Lagos — Energy experts have disclosed that over 90 per cent of refineries in Africa require urgent upgrade, adding that the continent would require over $15.7 billion for the upgrade.
Speaking at the second Refining and Specifications virtual workshop organised by the African Refiners and Distributors Association (ARDA), the experts, including a former chief operating officer in charge of refineries and petrochemicals at the Nigerian National Petroleum Corporation (NNPC), Mr. Anibor Kragha, also called for harmonisation of fuel standards across Africa.
They cautioned that without these, achieving net-zero, Paris Agreement and other agreements targeting a cleaner environment may remain elusive.

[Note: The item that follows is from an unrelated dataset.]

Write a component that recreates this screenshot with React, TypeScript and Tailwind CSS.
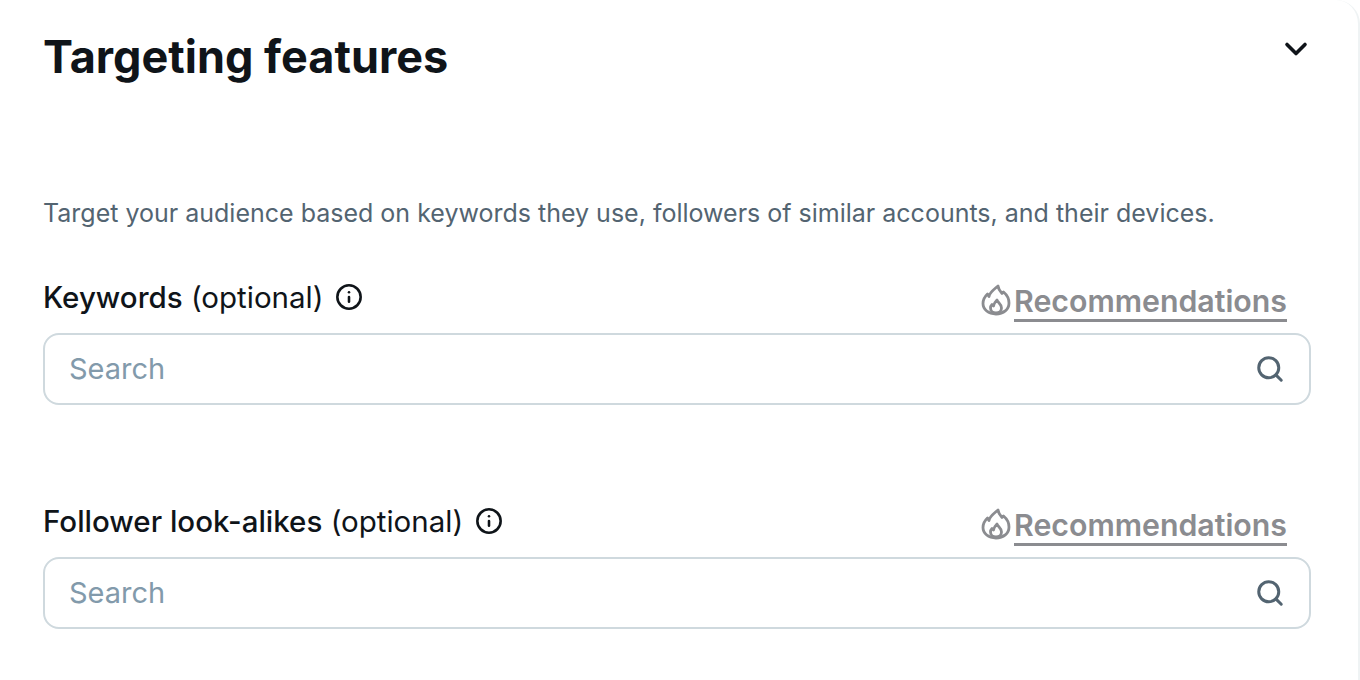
import React from "react";
import { ChevronDown, Info, Search } from "lucide-react";

const FlameIcon = () => (
  <svg width="30" height="32" viewBox="0 0 30 32" fill="none" stroke="#8b8c90" strokeWidth="2.8" strokeLinejoin="round" strokeLinecap="round">
    <path d="M17 2c.5 3.500 2 5 4 7.500l1.500-1.500c3 2.500 5.500 6.500 5.500 11 0 6.500-5.500 11-13 11S2 25.500 2 19.500c0-4 1.800-7 4.500-9.500l1.500 2.500C8.500 8.500 13 5.500 17 2z" />
    <path d="M16 16c.5 2.500 4.500 4 4.500 8 0 2.800-2.500 5-5.500 5s-5.500-2.200-5.500-5c0-1.500.7-2.700 1.500-3.500l1.500 1.500c.5-2.500 2-4.500 3.500-6z" />
  </svg>
);

const Field = ({ label, gap }: { label: string; gap: string }) => (
  <div className={gap}>
    <div className="flex h-[53px] items-start justify-between pr-[24px]">
      <div className="flex items-center pt-[2px]">
        <span className="text-[29.500px] leading-[34px] text-[#0f1419]">
          <span className="font-medium">{label}</span> (optional)
        </span>
        <Info className="ml-[12px] h-[28px] w-[28px] text-[#0f1419]" strokeWidth={2.2} />
      </div>
      <div className="flex items-start pt-[6px]">
        <FlameIcon />
        <span className="ml-[3px] border-b-[3px] border-[#8b8c90] text-[30.300px] font-semibold leading-[35px] text-[#8b8c90]">
          Recommendations
        </span>
      </div>
    </div>
    <div className="mt-[2px] flex h-[72px] items-center justify-between rounded-[16px] border-2 border-[#cfd9de] pl-[24px] pr-[24px]">
      <span className="text-[29px] text-[#829aab]">Search</span>
      <Search className="h-[30px] w-[30px] text-[#536471]" strokeWidth={2.4} />
    </div>
  </div>
);

export default function App() {
  return (
    <div className="h-[680px] w-[1360px] overflow-hidden bg-white font-['Inter',sans-serif]">
      <div className="h-[760px] rounded-tr-[24px] border-r-2 border-[#eff3f4] pl-[43px] pr-[47px] pt-[27px]">
        <div className="flex items-start justify-between">
          <h2 className="text-[45px] font-bold leading-[60px] text-[#0f1419]">Targeting features</h2>
          <ChevronDown className="mr-[-3px] mt-[4px] h-[36px] w-[36px] text-[#0f1419]" strokeWidth={2.4} />
        </div>
        <p className="mt-[110px] text-[25px] leading-[32px] text-[#536471]">
          Target your audience based on keywords they use, followers of similar accounts, and their devices.
        </p>
        <Field label="Keywords" gap="mt-[49px]" />
        <Field label="Follower look-alikes" gap="mt-[97px]" />
      </div>
    </div>
  );
}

Kragha, who is the Executive Secretary of ARDA, disclosed that the adoption of harmonised specification would halt importation of fuels not meeting the AFRI specs into Africa and give existing refineries until 2030 to upgrade their facilities to produce the cleaner, lower sulphur AFRI-6 (10 ppm) specifications.
He bemoaned the fact that there is currently uneven progress in tightening specifications across Africa, adding that African Union and ARDA are collaborating on adoption of AFRI Fuels Roadmap
“New process units required are to improve key fuel specifications, especially Naptha Hydrotreater (NHdT), Diesel Hydro-desulph. (DHDS), Benzene Extraction, Sulphur and Hydrogen Plants,’ he noted.
He added that targeted financing is urgently needed for projects to upgrade refineries and infrastructure to produce and transport cleaner fuels.
According to him, Africa suffers from modest utilisation, with a few bright spots, compared to other regions.
Kragha said: “Another key focus area is for African countries, especially those sharing common fuel supply chains, to develop an integrated policy covering both fuel quality and vehicle exhaust emissions to achieve the ultimate objective of Clean Air in our African cities. Without this integrated and coordinated policy, the objective of clean air will not be realized whether by imports or local production.”
Also speaking, Oil and Refining Research Analyst at Vitol, Maryro Mendez, noted that despite the withdrawal of funds from fossil, investment with sustainability plans is on the rise.
Mendez noted that 66 carbon regimes around the world lead to a lack of carbon policy, price and timing of implementation
According to her, lack of uniform policies make it difficult for refineries to pass on the cost of carbon to its customers as carbon price shifts the cost burden of climate change, from society as a whole to the entities responsible for the emissions, providing lack of incentive for refiners to reduce emissions.
She lamented that 80 per cent of refinery carbon emissions come from fuel combustion, hence fuel source and energy optimisation would present the biggest opportunity to reduce emissions.
Also speaking at the event, Honeywell-UOP’ Luque Guillermo bemoaned the fact that the oil and gas industry has been hit hard by the current global economic situation with rapid drops in demand, changing mix of preferred products, volatile crude prices, and difficulty safely staffing production sites.
This prevailing development, according to him, is forcing demand for some products such as diesel and naphtha to exceed demand for gasoline and jet fuel.
He said the sector now has to cope with new ways of working which is making workforces to operate remotely.
Guillermo said there is also an increasing need for sustainability efforts with tighter scrutiny on human, safety and environment factors.
Speaking on “Upgrading refineries to produce AFRI-6 standard fuels,” Data Manager at CITAC, Richard Augood, said investment is still needed to make African refineries comply with AFRI-6.
With AFRI-6, Africa is expected to adopt harmonized AFRI Clean Fuel Specifications across the continent. The Cleaner Fuel specification recommends 10 ppm sulphur for gasoline by 2030.